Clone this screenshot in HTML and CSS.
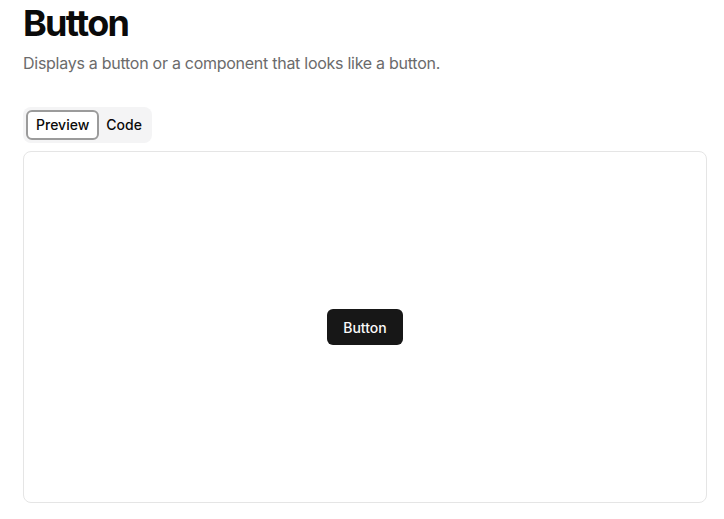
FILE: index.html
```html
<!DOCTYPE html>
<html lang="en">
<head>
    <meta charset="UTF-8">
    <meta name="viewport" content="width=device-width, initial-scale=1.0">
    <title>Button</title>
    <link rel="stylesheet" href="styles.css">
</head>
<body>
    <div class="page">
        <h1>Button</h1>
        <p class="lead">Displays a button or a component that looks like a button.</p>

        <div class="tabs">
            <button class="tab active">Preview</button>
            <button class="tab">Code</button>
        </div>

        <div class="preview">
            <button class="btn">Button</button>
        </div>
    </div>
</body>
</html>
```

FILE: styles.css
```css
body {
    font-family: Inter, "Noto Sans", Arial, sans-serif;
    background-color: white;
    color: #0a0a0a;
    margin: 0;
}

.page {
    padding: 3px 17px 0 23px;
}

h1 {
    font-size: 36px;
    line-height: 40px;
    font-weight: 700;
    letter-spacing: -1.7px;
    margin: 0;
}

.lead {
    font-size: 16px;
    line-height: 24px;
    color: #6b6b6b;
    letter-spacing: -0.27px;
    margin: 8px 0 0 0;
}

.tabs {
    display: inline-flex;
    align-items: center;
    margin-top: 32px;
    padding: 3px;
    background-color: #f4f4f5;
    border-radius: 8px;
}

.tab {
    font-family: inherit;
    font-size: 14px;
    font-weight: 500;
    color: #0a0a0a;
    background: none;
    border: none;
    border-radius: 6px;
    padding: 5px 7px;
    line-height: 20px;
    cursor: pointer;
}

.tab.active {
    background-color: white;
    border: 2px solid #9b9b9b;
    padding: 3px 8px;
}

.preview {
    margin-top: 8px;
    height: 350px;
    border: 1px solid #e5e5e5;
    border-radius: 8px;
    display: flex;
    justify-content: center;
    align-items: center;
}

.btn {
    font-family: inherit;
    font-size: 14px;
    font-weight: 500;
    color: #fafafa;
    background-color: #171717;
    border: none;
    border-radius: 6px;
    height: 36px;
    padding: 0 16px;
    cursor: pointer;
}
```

· · · · ·

■ **STATED GOAL**
Every line should be retyped exactly, with the pictures omitted.

■ **TASK SOLUTION**
Clone this screenshot in HTML and CSS.
FILE: index.html
```html
<!DOCTYPE html>
<html lang="en">
<head>
    <meta charset="UTF-8">
    <meta name="viewport" content="width=device-width, initial-scale=1.0">
    <title>Button</title>
    <link rel="stylesheet" href="styles.css">
</head>
<body>
    <div class="page">
        <h1>Button</h1>
        <p class="lead">Displays a button or a component that looks like a button.</p>

        <div class="tabs">
            <button class="tab active">Preview</button>
            <button class="tab">Code</button>
        </div>

        <div class="preview">
            <button class="btn">Button</button>
        </div>
    </div>
</body>
</html>
```

FILE: styles.css
```css
body {
    font-family: Inter, "Noto Sans", Arial, sans-serif;
    background-color: white;
    color: #0a0a0a;
    margin: 0;
}

.page {
    padding: 3px 17px 0 23px;
}

h1 {
    font-size: 36px;
    line-height: 40px;
    font-weight: 700;
    letter-spacing: -1.7px;
    margin: 0;
}

.lead {
    font-size: 16px;
    line-height: 24px;
    color: #6b6b6b;
    letter-spacing: -0.27px;
    margin: 8px 0 0 0;
}

.tabs {
    display: inline-flex;
    align-items: center;
    margin-top: 32px;
    padding: 3px;
    background-color: #f4f4f5;
    border-radius: 8px;
}

.tab {
    font-family: inherit;
    font-size: 14px;
    font-weight: 500;
    color: #0a0a0a;
    background: none;
    border: none;
    border-radius: 6px;
    padding: 5px 7px;
    line-height: 20px;
    cursor: pointer;
}

.tab.active {
    background-color: white;
    border: 2px solid #9b9b9b;
    padding: 3px 8px;
}

.preview {
    margin-top: 8px;
    height: 350px;
    border: 1px solid #e5e5e5;
    border-radius: 8px;
    display: flex;
    justify-content: center;
    align-items: center;
}

.btn {
    font-family: inherit;
    font-size: 14px;
    font-weight: 500;
    color: #fafafa;
    background-color: #171717;
    border: none;
    border-radius: 6px;
    height: 36px;
    padding: 0 16px;
    cursor: pointer;
}
```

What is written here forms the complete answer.